Saat 13.30... Maçın adı Gençlerbirliği-Konyaspor... Her şey sıfır... Futbol sıfır, kalite sıfır, heyecan sıfır, gol sıfır, sonuç 0-0...
Bir teselli arıyorsunuz. Umudu bir sonraki maça bağlıyorsunuz. Saat 16.00... Ekran başında Denizli-Trabzonspor maçının karşındasınız. Günün ilk maçına göre “Ehh işte”... Çünkü taraflardan biri iddialı Trabzonspor...
Ama bakıyorsunuz, “Dağ fare doğuruyor”. Yavaş, isteksiz, hevessiz, pozisyonsuz bir maç... Pozisyon yok, gol yok, sonuç: 0-0... Tek gol göremeden, izleyici olarak , futbol adına, “sıfır” çekerek güzelim cumartesi öğleden sonrasına yazık ediyorsunuz, ziyan ediyorsunuz.

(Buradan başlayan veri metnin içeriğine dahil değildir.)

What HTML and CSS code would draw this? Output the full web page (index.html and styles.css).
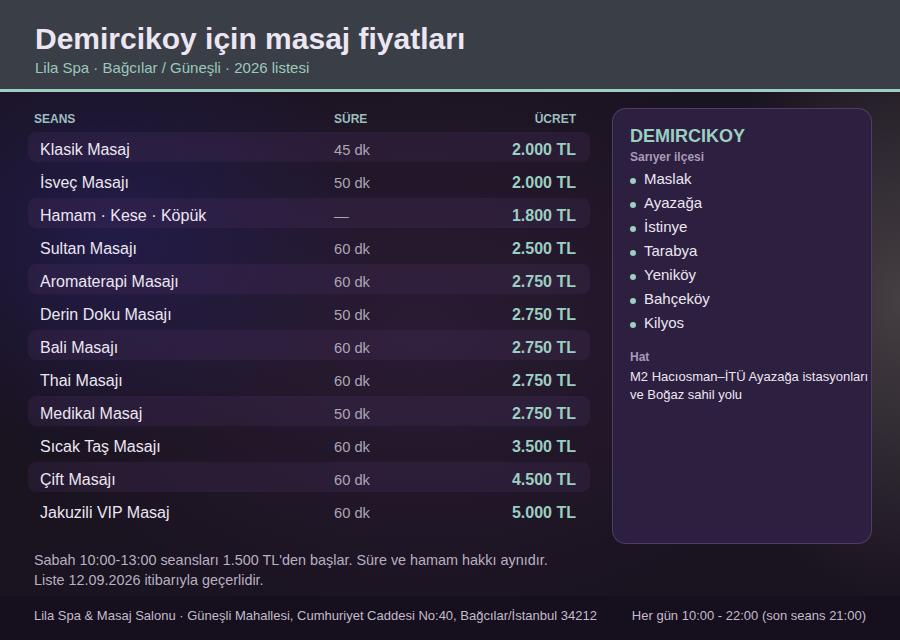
FILE: index.html
```html
<!DOCTYPE html>
<html lang="tr">
<head>
<meta charset="utf-8">
<title>Demircikoy için masaj fiyatları</title>
<link rel="stylesheet" href="styles.css">
</head>
<body>
<header class="top">
  <h1 class="title">Demircikoy için masaj fiyatları</h1>
  <p class="subtitle">Lila Spa · Bağcılar / Güneşli · 2026 listesi</p>
</header>
<main class="main">
  <div class="content">
    <section class="table">
      <div class="thead">
        <span>Seans</span><span>Süre</span><span class="right">Ücret</span>
      </div>
      <div class="row shade"><span class="name">Klasik Masaj</span><span class="dur">45 dk</span><span class="price">2.000 TL</span></div>
      <div class="row"><span class="name">İsveç Masajı</span><span class="dur">50 dk</span><span class="price">2.000 TL</span></div>
      <div class="row shade"><span class="name">Hamam · Kese · Köpük</span><span class="dur">—</span><span class="price">1.800 TL</span></div>
      <div class="row"><span class="name">Sultan Masajı</span><span class="dur">60 dk</span><span class="price">2.500 TL</span></div>
      <div class="row shade"><span class="name">Aromaterapi Masajı</span><span class="dur">60 dk</span><span class="price">2.750 TL</span></div>
      <div class="row"><span class="name">Derin Doku Masajı</span><span class="dur">50 dk</span><span class="price">2.750 TL</span></div>
      <div class="row shade"><span class="name">Bali Masajı</span><span class="dur">60 dk</span><span class="price">2.750 TL</span></div>
      <div class="row"><span class="name">Thai Masajı</span><span class="dur">60 dk</span><span class="price">2.750 TL</span></div>
      <div class="row shade"><span class="name">Medikal Masaj</span><span class="dur">50 dk</span><span class="price">2.750 TL</span></div>
      <div class="row"><span class="name">Sıcak Taş Masajı</span><span class="dur">60 dk</span><span class="price">3.500 TL</span></div>
      <div class="row shade"><span class="name">Çift Masajı</span><span class="dur">60 dk</span><span class="price">4.500 TL</span></div>
      <div class="row"><span class="name">Jakuzili VIP Masaj</span><span class="dur">60 dk</span><span class="price">5.000 TL</span></div>
    </section>
    <aside class="card">
      <h2 class="card-title">DEMIRCIKOY</h2>
      <p class="card-label">Sarıyer ilçesi</p>
      <ul class="places">
        <li>Maslak</li>
        <li>Ayazağa</li>
        <li>İstinye</li>
        <li>Tarabya</li>
        <li>Yeniköy</li>
        <li>Bahçeköy</li>
        <li>Kilyos</li>
      </ul>
      <p class="card-label hat">Hat</p>
      <p class="line">M2 Hacıosman–İTÜ Ayazağa istasyonları ve Boğaz sahil yolu</p>
    </aside>
  </div>
  <div class="notes">
    <p>Sabah 10:00-13:00 seansları 1.500 TL'den başlar. Süre ve hamam hakkı aynıdır.</p>
    <p>Liste 12.09.2026 itibarıyla geçerlidir.</p>
  </div>
</main>
<footer class="foot">
  <span>Lila Spa &amp; Masaj Salonu · Güneşli Mahallesi, Cumhuriyet Caddesi No:40, Bağcılar/İstanbul 34212</span>
  <span>Her gün 10:00 - 22:00 (son seans 21:00)</span>
</footer>
</body>
</html>
```

FILE: styles.css
```css
* { box-sizing: border-box; }
html, body { margin: 0; padding: 0; }
body {
  width: 900px;
  height: 640px;
  overflow: hidden;
  display: flex;
  flex-direction: column;
  font-family: "Liberation Sans", Arial, sans-serif;
  color: #ece6f2;
  background-color: #1a1320;
  background-image:
    radial-gradient(ellipse 260px 220px at 110px 230px, rgba(40, 34, 110, 0.5), rgba(40, 34, 110, 0) 100%),
    radial-gradient(ellipse 200px 300px at 900px 300px, rgba(95, 90, 88, 0.62), rgba(95, 90, 88, 0) 100%),
    radial-gradient(ellipse 420px 300px at 420px 330px, rgba(65, 40, 80, 0.4), rgba(65, 40, 80, 0) 100%);
}
.top {
  background: #3a3f47;
  padding: 21px 35px 13px;
  border-bottom: 3px solid #9ccfc0;
}
.title {
  margin: 0;
  font-size: 30px;
  line-height: 36px;
  font-weight: 700;
  color: #ece6f2;
}
.subtitle {
  margin: 2px 0 0;
  font-size: 15px;
  line-height: 17px;
  color: #9cc8bc;
}
.main {
  flex: 1;
  display: flex;
  flex-direction: column;
  padding: 16px 28px 0;
}
.content {
  display: flex;
  gap: 22px;
  align-items: stretch;
}
.table {
  width: 562px;
  display: flex;
  flex-direction: column;
  gap: 3px;
}
.thead {
  display: grid;
  grid-template-columns: 300px 1fr auto;
  padding: 3px 14px 0 6px;
  margin-bottom: 2px;
  font-size: 12px;
  line-height: 16px;
  font-weight: 700;
  text-transform: uppercase;
  color: #9cbfbf;
}
.right { text-align: right; }
.row {
  display: grid;
  grid-template-columns: 294px 1fr auto;
  align-items: center;
  height: 30px;
  padding: 5px 14px 0 12px;
  border-radius: 8px;
}
.row.shade { background: rgba(72, 48, 92, 0.28); }
.name { font-size: 16px; color: #ece6f2; }
.dur { font-size: 14.7px; color: #ada6b5; }
.price { font-size: 16px; font-weight: 700; color: #9ccfc0; text-align: right; }
.card {
  width: 260px;
  height: 436px;
  background: #2d1f3f;
  border: 1px solid rgba(150, 125, 185, 0.32);
  border-radius: 14px;
  padding: 16px 0 16px 17px;
}
.card-title {
  margin: 0;
  font-size: 18px;
  line-height: 22px;
  font-weight: 700;
  color: #9ccfc0;
}
.card-label {
  margin: 2px 0 0;
  font-size: 12px;
  line-height: 16px;
  font-weight: 700;
  color: #a99bb8;
}
.card-label.hat { margin-top: 14px; }
.places {
  list-style: none;
  margin: 2px 0 0;
  padding: 0;
}
.places li {
  display: flex;
  align-items: center;
  gap: 8px;
  font-size: 15px;
  line-height: 24px;
  color: #ece6f2;
}
.places li::before {
  content: "";
  width: 6px;
  height: 6px;
  border-radius: 50%;
  background: #9ccfc0;
  margin-top: 3px;
}
.line {
  margin: 3px 0 0;
  font-size: 13px;
  line-height: 18px;
  color: #ece6f2;
}
.notes {
  padding: 6px 6px 0;
  font-size: 14.4px;
  line-height: 20px;
  color: #b8b0c0;
}
.notes p { margin: 0; }
.foot {
  height: 44px;
  flex: none;
  display: flex;
  justify-content: space-between;
  padding: 11px 34px 0;
  background: rgba(22, 15, 28, 0.75);
  font-size: 13px;
  line-height: 18px;
  color: #c4bccb;
}
```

Maç sonu bakıyorsunuz, herkes takımına teşekkür ediyor. Kendinize gelin beyler; bunun adı futbol değil, olsa olsa futbol işkencesi…
Delikanlı olun
Hıncal Uluç çok uzun süredir yazıyor, “Sahtekârlar Ligi” diye... Maalesef haklı... Uğur Meleke her yazısında “mert olun” diye uyarıyor. Dinleyen, umursayan, dikkate alan yok.
Adamın ayağına basan yok, “yandım Allah” diye bileğini tutup yere yatıyor. Yüze gelen her el darbesi sarı kart ya, bırakın yüze gelmeyi, omuzuna bir el dokunuyor, feryat içinde yüzünü tutup kendini yere bırakıyor. Maksat rakip sarı kart görsün.
Kılı dönen yerde... Gerçekten bu kadar sahtecilik olmaz. Biraz mert olun, delikanlı olun, dürüst olun, alın terine, emeğe, topluma, futbol seyircisine saygılı olun.
Saçınıza-başınıza gösterdiğiniz özenin hiç olmazsa birazını dünya para kazandığınız futbola gösterin.